The National Guard also created a fast-track area for people who needed immunizations or quick evaluations. We had a company who brought in x-ray equipment, we had an eyeglass company for people who need eyeglasses. We had Walgreens come in and set up a station. We had an entire makeshift town and it was fully functional. We had ambulances from all over the country lined up outside of the George R. Brown waiting for the triage. If they had a swollen hand or chest pain—bam! It was on. To me it was like a symphony. Everyone was working together all at once. Nurses from all walks of life, physicians from all walks of life, administrators, hospital systems—all working together.

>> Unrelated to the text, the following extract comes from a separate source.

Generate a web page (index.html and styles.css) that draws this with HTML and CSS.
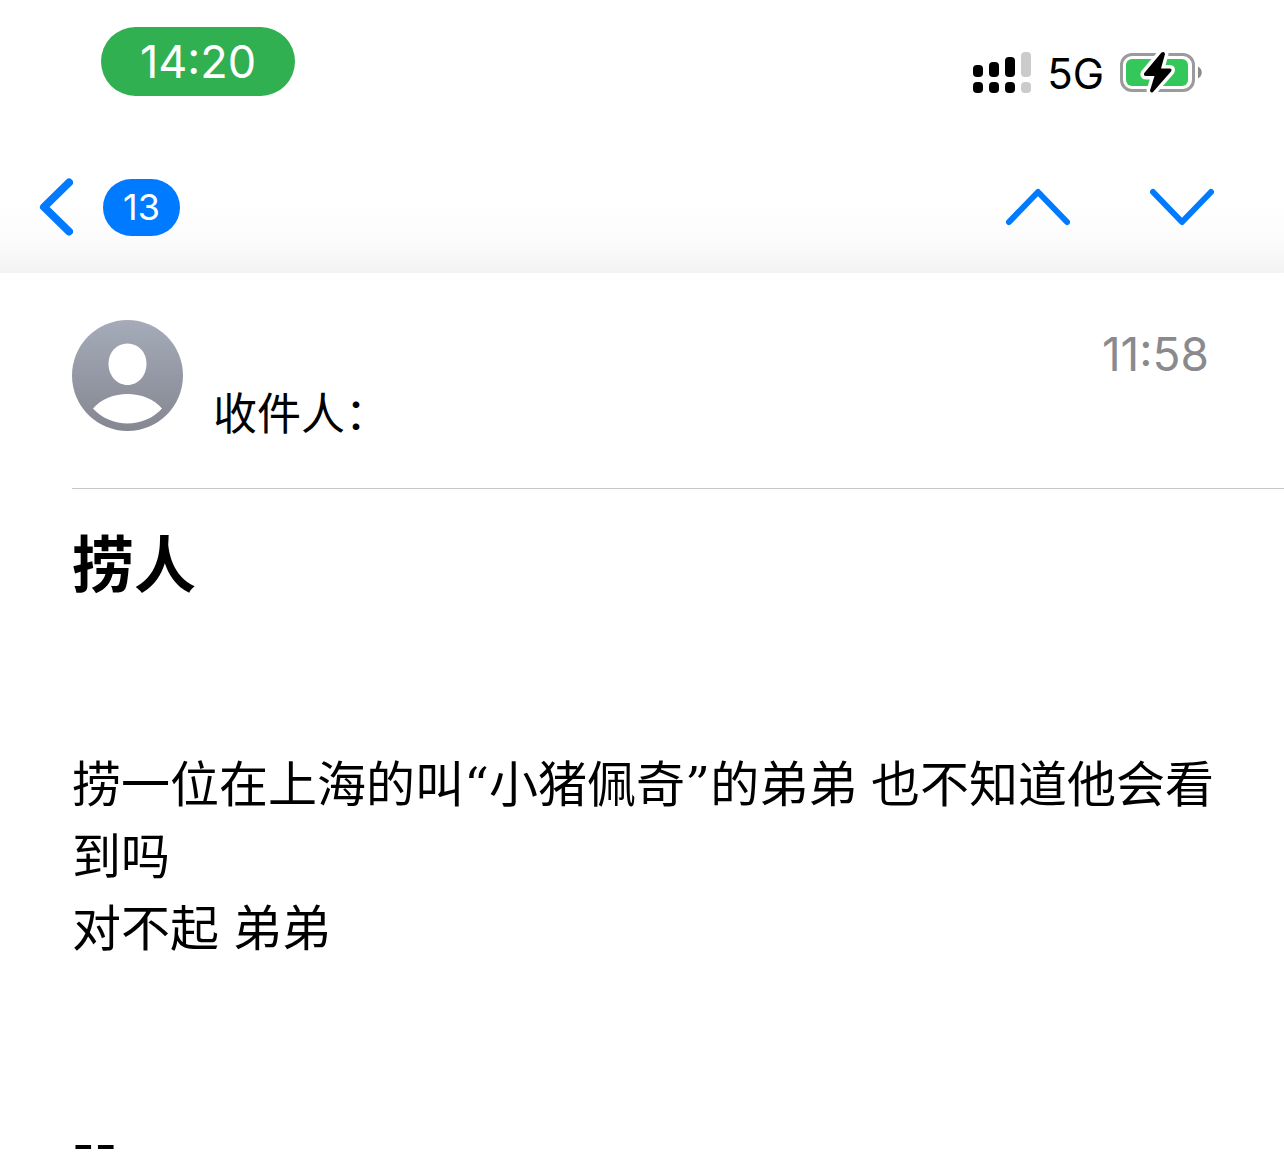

Then: Nurse Manager, Texas Children’s Hospital EC Rapid Treatment Area
Now: Nurse Manager, Ambulatory Infusion Center and Float Pool
Some of our ER department went down on the first two days to help set up what we ended up calling the Arena Clinic. On day three, I was brought in because they felt there was a need for a nurse leader to manage the operations of the clinic, the staffing coordination and working with the county on the efforts to make sure there was staff available for the clinics. From that point forward, I stepped in and assessed the situation: What were the needs, because it was still a little chaotic with the numbers that were coming in. There was no organization to it initially, we were trying to get through the large volume at that point. I stepped in and identified what kind of operation changes needed to be made to make this run as smoothly as possible. My goal was to set it up like we would do in a fast-track ER setting. I created a charge nurse role for the clinic, and TCH EC provided that person on 12 hour shifts. The charge nurse and I coordinated the staffing and all the miscellaneous things that came up. Tracking certain diagnoses that were coming in, for example we had an outbreak of the norovirus. For pediatrics, we didn’t see too many injuries or trauma—outside of psychological trauma. There was a lot of that. I reported out to executives every day on the volume we were seeing. I worked until the day we ramped down our operation when we saw the volume decrease to a level they felt was manageable by the hospitals in the medical center. We came up with an exit strategy and then implemented that on Sept. 11.
Ten years—it does not seem like it’s been that long. I still vividly remember a large part of my experience at the arena. It is still the highlight of my career and the most rewarding. The looks on those children’s faces when they came through and some of the stories they told will live with me for the rest of my life. Prior to Katrina I would not be sure if we were prepared as a city, but without a doubt, I 100 percent have no hesitation to say Houston is prepared. We have been there, we have done it. It was very impactful when you think about the volume we saw come through there—nearly 2,500 pediatric patients. That could have easily overwhelmed the health care system in Houston. This was done by volunteers. These were nurses and doctors working their normal, every day jobs and going down there to volunteer their time. It’s really quite amazing.